Items from a dataset:
# # # # #

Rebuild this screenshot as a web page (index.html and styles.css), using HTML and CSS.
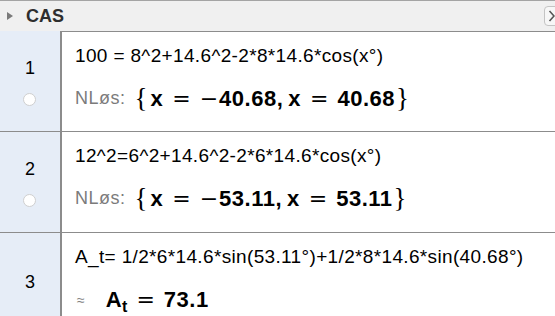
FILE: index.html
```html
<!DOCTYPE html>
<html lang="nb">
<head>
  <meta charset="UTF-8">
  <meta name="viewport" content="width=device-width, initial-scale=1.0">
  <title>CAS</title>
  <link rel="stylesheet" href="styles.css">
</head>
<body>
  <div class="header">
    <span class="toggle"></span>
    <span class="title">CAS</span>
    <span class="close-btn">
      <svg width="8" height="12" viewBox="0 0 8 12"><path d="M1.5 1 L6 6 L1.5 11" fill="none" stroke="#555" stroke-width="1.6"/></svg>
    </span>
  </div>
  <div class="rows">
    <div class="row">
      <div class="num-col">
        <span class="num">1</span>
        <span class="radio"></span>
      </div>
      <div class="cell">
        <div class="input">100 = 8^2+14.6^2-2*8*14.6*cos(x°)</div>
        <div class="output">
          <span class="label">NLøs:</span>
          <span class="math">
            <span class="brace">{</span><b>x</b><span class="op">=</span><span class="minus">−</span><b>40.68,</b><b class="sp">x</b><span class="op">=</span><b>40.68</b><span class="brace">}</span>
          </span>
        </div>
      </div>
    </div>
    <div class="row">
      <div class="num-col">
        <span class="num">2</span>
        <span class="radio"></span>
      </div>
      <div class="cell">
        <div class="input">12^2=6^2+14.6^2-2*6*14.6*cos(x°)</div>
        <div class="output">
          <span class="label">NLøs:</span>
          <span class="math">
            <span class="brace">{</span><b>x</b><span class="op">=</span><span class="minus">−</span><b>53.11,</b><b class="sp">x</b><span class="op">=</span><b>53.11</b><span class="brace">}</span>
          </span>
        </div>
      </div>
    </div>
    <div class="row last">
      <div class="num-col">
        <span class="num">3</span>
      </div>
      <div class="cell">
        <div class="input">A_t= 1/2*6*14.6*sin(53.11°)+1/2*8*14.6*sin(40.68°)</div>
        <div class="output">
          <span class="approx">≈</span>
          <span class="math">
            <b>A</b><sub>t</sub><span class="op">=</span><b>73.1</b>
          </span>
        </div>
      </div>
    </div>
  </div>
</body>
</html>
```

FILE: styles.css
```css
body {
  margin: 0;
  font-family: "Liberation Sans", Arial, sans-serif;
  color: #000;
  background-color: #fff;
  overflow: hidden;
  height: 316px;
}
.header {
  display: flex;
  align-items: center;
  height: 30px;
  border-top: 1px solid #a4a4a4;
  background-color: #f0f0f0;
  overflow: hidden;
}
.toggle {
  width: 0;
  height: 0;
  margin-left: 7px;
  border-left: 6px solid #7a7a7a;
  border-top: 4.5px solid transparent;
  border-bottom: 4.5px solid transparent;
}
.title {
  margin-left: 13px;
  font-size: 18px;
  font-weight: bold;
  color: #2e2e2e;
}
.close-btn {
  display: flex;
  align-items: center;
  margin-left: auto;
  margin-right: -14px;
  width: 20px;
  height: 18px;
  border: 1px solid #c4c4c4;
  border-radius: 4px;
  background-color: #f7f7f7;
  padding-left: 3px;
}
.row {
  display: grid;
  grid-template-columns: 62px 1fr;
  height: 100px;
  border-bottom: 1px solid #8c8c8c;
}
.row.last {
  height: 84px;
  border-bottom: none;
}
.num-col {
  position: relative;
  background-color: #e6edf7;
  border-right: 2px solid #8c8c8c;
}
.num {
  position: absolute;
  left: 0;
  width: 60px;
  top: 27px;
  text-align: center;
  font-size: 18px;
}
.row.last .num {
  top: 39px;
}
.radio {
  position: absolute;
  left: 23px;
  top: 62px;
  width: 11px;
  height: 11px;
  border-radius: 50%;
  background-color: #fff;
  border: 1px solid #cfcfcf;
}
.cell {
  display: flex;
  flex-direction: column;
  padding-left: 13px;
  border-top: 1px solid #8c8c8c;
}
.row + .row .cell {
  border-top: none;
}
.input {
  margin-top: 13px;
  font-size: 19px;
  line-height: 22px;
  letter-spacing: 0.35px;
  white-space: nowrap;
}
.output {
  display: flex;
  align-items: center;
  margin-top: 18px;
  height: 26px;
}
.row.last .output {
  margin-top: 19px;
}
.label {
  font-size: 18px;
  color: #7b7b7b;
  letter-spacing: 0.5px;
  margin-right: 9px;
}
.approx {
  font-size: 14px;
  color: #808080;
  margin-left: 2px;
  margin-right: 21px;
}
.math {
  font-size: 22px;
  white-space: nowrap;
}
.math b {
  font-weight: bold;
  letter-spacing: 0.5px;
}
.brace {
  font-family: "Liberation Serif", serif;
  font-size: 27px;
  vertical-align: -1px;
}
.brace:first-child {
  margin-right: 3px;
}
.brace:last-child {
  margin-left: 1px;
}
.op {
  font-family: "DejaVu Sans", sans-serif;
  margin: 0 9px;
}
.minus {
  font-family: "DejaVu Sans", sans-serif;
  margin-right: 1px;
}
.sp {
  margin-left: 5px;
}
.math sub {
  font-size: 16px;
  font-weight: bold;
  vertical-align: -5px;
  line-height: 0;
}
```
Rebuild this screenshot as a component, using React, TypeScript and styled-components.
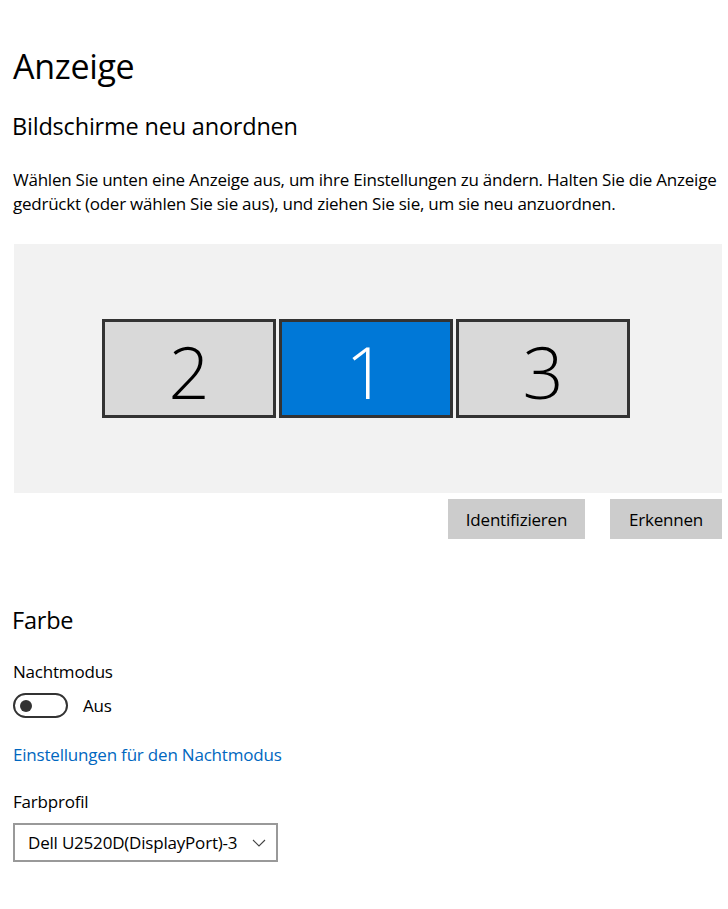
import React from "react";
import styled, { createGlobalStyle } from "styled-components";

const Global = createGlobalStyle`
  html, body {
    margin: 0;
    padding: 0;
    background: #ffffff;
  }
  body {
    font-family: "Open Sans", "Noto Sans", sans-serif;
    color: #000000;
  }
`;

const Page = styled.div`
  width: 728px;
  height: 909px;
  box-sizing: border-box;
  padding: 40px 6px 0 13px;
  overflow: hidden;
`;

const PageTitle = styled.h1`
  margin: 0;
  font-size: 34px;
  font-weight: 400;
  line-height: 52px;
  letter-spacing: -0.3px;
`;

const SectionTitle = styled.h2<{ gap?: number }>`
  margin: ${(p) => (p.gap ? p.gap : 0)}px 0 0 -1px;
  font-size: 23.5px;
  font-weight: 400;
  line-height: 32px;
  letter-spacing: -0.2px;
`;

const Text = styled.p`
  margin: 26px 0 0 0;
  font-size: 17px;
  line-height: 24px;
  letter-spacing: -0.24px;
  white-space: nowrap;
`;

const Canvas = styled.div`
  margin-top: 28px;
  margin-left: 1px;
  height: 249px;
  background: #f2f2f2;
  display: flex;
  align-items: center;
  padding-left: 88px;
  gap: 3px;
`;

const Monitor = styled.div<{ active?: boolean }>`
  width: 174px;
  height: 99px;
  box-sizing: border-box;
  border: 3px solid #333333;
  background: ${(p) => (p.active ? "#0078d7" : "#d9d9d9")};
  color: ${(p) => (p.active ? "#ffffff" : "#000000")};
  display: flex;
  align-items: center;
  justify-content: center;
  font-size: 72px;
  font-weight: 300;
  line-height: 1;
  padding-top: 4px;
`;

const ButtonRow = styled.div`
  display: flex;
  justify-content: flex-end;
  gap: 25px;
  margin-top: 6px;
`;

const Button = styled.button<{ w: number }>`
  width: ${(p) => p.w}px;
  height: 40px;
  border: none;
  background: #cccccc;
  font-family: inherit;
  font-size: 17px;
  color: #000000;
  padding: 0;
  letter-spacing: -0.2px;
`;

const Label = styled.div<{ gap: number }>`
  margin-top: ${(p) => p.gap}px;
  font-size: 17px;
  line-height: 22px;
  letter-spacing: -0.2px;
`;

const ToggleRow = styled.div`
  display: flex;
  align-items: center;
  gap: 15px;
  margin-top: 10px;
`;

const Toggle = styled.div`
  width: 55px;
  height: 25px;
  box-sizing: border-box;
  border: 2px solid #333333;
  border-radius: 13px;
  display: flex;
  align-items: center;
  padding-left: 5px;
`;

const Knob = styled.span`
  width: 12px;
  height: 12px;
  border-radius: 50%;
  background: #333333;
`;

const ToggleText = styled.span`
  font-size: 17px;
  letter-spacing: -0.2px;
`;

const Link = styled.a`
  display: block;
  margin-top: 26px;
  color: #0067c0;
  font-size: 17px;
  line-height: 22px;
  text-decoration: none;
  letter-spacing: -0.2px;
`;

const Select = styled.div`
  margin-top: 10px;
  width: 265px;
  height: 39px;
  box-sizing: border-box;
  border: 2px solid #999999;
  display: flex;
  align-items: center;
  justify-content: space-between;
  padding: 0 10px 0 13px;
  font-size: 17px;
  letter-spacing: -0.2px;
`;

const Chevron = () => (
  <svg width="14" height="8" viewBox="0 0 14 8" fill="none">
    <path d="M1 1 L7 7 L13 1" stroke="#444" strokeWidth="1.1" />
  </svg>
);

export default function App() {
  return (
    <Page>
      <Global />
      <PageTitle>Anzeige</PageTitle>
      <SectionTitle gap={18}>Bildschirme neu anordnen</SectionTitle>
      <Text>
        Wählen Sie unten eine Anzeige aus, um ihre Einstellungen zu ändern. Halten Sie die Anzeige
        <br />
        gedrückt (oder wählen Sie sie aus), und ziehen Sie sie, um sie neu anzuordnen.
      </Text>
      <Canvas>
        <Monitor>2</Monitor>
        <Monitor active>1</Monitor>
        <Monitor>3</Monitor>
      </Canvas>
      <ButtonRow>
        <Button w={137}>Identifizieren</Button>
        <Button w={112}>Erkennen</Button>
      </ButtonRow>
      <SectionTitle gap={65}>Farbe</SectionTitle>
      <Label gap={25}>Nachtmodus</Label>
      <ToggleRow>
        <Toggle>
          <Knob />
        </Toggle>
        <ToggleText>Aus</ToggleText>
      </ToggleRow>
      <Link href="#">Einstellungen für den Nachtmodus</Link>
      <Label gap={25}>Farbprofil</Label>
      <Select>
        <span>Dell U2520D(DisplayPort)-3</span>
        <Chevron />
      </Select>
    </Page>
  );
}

# # # # #

Work instructions ▸ Copy all lines in the listing above where the string "components" appears.

Written answer ▸
Rebuild this screenshot as a component, using React, TypeScript and styled-components.
import styled, { createGlobalStyle } from "styled-components";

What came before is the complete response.